By Lan Lam Published

Organizing your tools in advance can shave minutes off prep time.

My first day in a professional kitchen, I learned how to set up a station for mise en place. I don’t always bother getting that organized at home if I’m just throwing together a quick meal after work. But any time I’m cooking multiple dishes, laying out all my tools in an ordered arrangement is essential to working cleanly and efficiently. And for big holiday meals in particular, it can shave precious minutes off prep time and keep me feeling organized and in control. 

Here’s how I create a station specifically for prepping lots of veggies.

1. Cutting Board: Secure your cutting board to the counter with a cutting board stabilizer. If you don't have one, you can use a damp paper towel or dish towel. Don't let the edges of the towel peek out from beneath the board, since detritus tends to accumulate on those edges.

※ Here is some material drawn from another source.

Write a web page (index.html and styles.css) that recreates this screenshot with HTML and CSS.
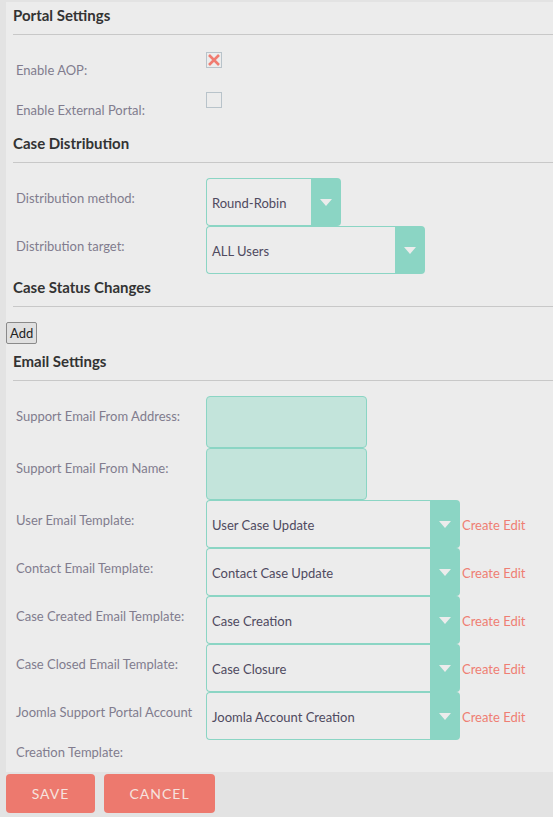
FILE: index.html
```html
<!DOCTYPE html>
<html>
<head>
<meta charset="utf-8">
<link rel="stylesheet" href="styles.css">
</head>
<body>
<div class="panel">
  <h2 class="hd hd-first">Portal Settings</h2>
  <div class="sect">
    <div class="row r40">
      <div class="lbl">Enable AOP:</div>
      <div class="fld"><span class="cb"><svg width="14" height="14" viewBox="0 0 14 14"><path d="M2 2 L12 12 M12 2 L2 12" stroke="#f07b70" stroke-width="2.6" stroke-linecap="butt"/></svg></span></div>
    </div>
    <div class="row r40">
      <div class="lbl">Enable External Portal:</div>
      <div class="fld"><span class="cb"></span></div>
    </div>
  </div>

  <h2 class="hd">Case Distribution</h2>
  <div class="sect">
    <div class="row r48">
      <div class="lbl">Distribution method:</div>
      <div class="fld"><div class="sel w135"><span class="sel-txt">Round-Robin</span><span class="sel-arr"><i class="tri"></i></span></div></div>
    </div>
    <div class="row r48">
      <div class="lbl">Distribution target:</div>
      <div class="fld"><div class="sel w219"><span class="sel-txt">ALL Users</span><span class="sel-arr"><i class="tri"></i></span></div></div>
    </div>
  </div>

  <h2 class="hd">Case Status Changes</h2>
  <div class="sect sect-btn">
    <button class="add">Add</button>
  </div>

  <h2 class="hd hd-email">Email Settings</h2>
  <div class="sect">
    <div class="row r52">
      <div class="lbl">Support Email From Address:</div>
      <div class="fld"><div class="inp"></div></div>
    </div>
    <div class="row r52">
      <div class="lbl">Support Email From Name:</div>
      <div class="fld"><div class="inp"></div></div>
    </div>
    <div class="row r48">
      <div class="lbl">User Email Template:</div>
      <div class="fld"><div class="sel w254"><span class="sel-txt">User Case Update</span><span class="sel-arr"><i class="tri"></i></span></div><span class="links">Create Edit</span></div>
    </div>
    <div class="row r48">
      <div class="lbl">Contact Email Template:</div>
      <div class="fld"><div class="sel w254"><span class="sel-txt">Contact Case Update</span><span class="sel-arr"><i class="tri"></i></span></div><span class="links">Create Edit</span></div>
    </div>
    <div class="row r48">
      <div class="lbl">Case Created Email Template:</div>
      <div class="fld"><div class="sel w254"><span class="sel-txt">Case Creation</span><span class="sel-arr"><i class="tri"></i></span></div><span class="links">Create Edit</span></div>
    </div>
    <div class="row r48">
      <div class="lbl">Case Closed Email Template:</div>
      <div class="fld"><div class="sel w254"><span class="sel-txt">Case Closure</span><span class="sel-arr"><i class="tri"></i></span></div><span class="links">Create Edit</span></div>
    </div>
    <div class="row r-auto">
      <div class="lbl">Joomla Support Portal Account Creation Template:</div>
      <div class="fld"><div class="sel w254"><span class="sel-txt">Joomla Account Creation</span><span class="sel-arr"><i class="tri"></i></span></div><span class="links">Create Edit</span></div>
    </div>
  </div>
</div>
<div class="actions">
  <button class="btn btn-save">SAVE</button>
  <button class="btn btn-cancel">CANCEL</button>
</div>
</body>
</html>
```

FILE: styles.css
```css
html, body {
  margin: 0;
  padding: 0;
}
body {
  background: #e3e3e3;
  font-family: Lato, "Open Sans", sans-serif;
  width: 553px;
  height: 817px;
  overflow: hidden;
}
.panel {
  margin: 2px 0 0 6px;
  background: #ececec;
  height: 770px;
  overflow: hidden;
}
.hd {
  margin: 3px 0 0 7px;
  font-size: 15px;
  line-height: 20px;
  font-weight: 700;
  color: #333333;
  padding-bottom: 9px;
  border-bottom: 1px solid #c8c8c8;
}
.hd-email {
  margin-top: 7px;
}
.sect {
  padding-top: 15px;
}
.row {
  display: flex;
  align-items: flex-start;
}
.r40 { height: 40px; }
.r48 { height: 48px; }
.r52 { height: 52px; }
.lbl {
  width: 190px;
  padding-left: 10px;
  flex: none;
  font-size: 13px;
  line-height: 40px;
  color: #817c8e;
}
.fld {
  display: flex;
  align-items: flex-start;
}
.cb {
  display: flex;
  align-items: center;
  justify-content: center;
  box-sizing: border-box;
  width: 16px;
  height: 16px;
  margin-top: 2px;
  border: 1px solid #b8c3ca;
}
.sel {
  display: flex;
  height: 48px;
  box-sizing: border-box;
}
.w135 { width: 135px; }
.w219 { width: 219px; }
.w254 { width: 254px; }
.sel-txt {
  flex: 1;
  box-sizing: border-box;
  border: 1px solid #8bd5c4;
  border-right: none;
  border-radius: 4px 0 0 4px;
  padding: 2px 0 0 5px;
  font-size: 13px;
  line-height: 44px;
  color: #4f4a60;
  white-space: nowrap;
}
.sel-arr {
  width: 30px;
  flex: none;
  background: #8bd5c4;
  border-radius: 0 4px 4px 0;
  display: flex;
  align-items: center;
  justify-content: center;
}
.tri {
  display: block;
  width: 0;
  height: 0;
  border-left: 6px solid transparent;
  border-right: 6px solid transparent;
  border-top: 7px solid #ececec;
  margin-top: 1px;
}
.links {
  margin-left: 2px;
  padding-top: 2px;
  font-size: 13px;
  line-height: 46px;
  color: #ef7e73;
  white-space: nowrap;
}
.inp {
  width: 161px;
  height: 52px;
  box-sizing: border-box;
  background: #c3e4db;
  border: 1px solid #8bd5c4;
  border-radius: 4px;
}
.sect-btn {
  height: 22px;
}
.add {
  display: block;
  margin: 0;
  height: 22px;
  box-sizing: border-box;
  padding: 0 3px;
  font-family: Lato, sans-serif;
  font-size: 13px;
  line-height: 20px;
  color: #222;
  background: #e0e0e0;
  border: 1px solid #8a8a8a;
  border-radius: 2px;
}
.actions {
  display: flex;
  gap: 9px;
  margin: 2px 0 0 6px;
}
.btn {
  height: 39px;
  margin: 0;
  border: none;
  border-radius: 4px;
  background: #ed796e;
  color: #f6e3df;
  font-family: Lato, sans-serif;
  font-size: 14px;
  letter-spacing: 1px;
  padding: 0;
}
.btn-save { width: 89px; }
.btn-cancel { width: 111px; }
```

2. Prep Bowls: Grab an assortment of sizes so that you'll have what you need at the ready. 

3. Discard Bowl: A handy place for scraps makes it easier to keep your board clean.

4. Bench Scraper: Have the tool on hand to scoop up your prepped vegetables in a snap and transfer them neatly to your prep bowls.

5. Cutting Tools: Place your chef's knife, paring knife, and peeler above the same side of the board as your dominant hand. 

6. Dry Towel and Damp Towel: Keep your board, tools, and hands clean by washing or wiping them as necessary.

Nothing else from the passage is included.